Aim:
Tally the lines of the listing that contain the word "React", then give the total and nothing else.

++++ Source data

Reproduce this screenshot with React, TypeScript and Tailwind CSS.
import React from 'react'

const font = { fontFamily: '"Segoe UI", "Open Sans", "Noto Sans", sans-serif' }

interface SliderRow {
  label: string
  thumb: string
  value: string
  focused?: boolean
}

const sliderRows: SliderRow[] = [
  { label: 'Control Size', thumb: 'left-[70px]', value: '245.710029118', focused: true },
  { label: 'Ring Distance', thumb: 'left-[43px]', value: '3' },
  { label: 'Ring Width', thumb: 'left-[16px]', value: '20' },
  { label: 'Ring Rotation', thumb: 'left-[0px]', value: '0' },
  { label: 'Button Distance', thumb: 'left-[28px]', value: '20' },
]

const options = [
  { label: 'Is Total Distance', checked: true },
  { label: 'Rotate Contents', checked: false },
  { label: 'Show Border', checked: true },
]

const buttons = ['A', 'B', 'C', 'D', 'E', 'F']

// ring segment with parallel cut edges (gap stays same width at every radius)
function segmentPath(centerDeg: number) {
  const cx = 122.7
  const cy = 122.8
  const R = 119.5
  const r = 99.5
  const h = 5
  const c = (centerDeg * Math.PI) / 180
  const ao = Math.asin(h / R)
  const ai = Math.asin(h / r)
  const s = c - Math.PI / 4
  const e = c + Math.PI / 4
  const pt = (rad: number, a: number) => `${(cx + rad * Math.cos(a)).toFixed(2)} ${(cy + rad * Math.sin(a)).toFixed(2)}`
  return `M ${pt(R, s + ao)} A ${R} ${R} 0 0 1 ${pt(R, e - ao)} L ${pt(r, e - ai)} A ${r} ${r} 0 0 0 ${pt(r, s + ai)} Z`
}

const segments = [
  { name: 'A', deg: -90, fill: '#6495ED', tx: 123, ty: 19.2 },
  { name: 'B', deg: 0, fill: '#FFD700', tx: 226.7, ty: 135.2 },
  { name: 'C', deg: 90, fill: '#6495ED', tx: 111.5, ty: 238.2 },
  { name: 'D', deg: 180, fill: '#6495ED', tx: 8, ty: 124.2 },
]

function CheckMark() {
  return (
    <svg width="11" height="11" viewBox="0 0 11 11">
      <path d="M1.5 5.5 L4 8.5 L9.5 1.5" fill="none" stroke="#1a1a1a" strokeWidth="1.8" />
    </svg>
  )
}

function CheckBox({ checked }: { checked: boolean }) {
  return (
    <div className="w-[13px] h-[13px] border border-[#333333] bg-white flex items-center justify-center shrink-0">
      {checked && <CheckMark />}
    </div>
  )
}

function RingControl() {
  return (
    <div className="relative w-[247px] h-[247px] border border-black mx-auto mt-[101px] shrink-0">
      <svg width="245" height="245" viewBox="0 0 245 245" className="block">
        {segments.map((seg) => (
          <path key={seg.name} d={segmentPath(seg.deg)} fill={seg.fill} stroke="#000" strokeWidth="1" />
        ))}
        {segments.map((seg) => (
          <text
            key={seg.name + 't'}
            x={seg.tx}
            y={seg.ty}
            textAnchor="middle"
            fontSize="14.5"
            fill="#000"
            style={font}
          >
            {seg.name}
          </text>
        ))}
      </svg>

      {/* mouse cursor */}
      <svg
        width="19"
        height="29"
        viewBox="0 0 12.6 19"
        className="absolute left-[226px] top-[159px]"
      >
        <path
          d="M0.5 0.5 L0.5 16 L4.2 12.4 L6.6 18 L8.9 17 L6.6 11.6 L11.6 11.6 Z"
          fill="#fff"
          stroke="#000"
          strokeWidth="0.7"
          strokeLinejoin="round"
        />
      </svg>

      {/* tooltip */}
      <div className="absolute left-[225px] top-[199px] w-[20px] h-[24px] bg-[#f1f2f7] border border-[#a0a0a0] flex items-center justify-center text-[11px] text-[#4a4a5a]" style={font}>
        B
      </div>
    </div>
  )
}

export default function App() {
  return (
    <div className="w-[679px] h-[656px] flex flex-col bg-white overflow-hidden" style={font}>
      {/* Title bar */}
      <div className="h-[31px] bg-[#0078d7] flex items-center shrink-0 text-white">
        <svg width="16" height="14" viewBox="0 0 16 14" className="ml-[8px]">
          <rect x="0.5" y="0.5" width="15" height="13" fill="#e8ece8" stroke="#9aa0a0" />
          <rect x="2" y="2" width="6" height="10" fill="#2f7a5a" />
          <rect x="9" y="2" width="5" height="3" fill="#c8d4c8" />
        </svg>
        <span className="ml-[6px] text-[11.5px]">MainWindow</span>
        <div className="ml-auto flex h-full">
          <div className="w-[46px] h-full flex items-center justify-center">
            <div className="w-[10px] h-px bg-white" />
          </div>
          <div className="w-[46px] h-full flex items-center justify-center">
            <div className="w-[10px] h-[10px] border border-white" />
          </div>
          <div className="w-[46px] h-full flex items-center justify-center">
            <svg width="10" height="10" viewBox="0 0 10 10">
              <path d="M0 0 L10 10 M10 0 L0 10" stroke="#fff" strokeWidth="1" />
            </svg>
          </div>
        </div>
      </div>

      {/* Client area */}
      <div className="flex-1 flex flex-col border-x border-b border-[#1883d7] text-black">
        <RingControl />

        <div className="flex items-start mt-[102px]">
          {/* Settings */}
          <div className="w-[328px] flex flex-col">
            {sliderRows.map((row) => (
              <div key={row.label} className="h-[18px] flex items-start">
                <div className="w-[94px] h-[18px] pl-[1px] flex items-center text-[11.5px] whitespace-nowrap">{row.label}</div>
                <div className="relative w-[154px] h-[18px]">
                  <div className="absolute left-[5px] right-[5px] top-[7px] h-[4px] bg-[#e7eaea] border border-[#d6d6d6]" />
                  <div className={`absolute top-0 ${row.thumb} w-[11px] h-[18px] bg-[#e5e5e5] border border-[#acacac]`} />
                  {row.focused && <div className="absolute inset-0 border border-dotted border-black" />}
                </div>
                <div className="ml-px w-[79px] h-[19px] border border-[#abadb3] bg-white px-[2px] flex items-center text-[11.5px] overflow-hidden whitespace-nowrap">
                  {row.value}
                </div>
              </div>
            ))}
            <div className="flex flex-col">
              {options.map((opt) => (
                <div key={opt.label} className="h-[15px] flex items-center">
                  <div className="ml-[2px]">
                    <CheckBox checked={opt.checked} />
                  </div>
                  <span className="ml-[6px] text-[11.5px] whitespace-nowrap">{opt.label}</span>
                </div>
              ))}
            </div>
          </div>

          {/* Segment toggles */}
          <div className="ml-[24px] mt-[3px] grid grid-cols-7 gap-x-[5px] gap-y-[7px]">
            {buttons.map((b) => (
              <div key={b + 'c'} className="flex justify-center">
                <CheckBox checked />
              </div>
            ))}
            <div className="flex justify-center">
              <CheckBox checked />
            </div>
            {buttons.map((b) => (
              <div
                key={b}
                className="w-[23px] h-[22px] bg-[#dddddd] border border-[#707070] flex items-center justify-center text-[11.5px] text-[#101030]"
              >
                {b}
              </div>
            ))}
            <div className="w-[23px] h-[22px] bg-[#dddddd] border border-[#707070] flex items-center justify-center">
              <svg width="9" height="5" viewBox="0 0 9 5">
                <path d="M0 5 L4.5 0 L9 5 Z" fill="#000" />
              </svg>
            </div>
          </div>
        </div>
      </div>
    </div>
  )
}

++++++++

The completed task:
2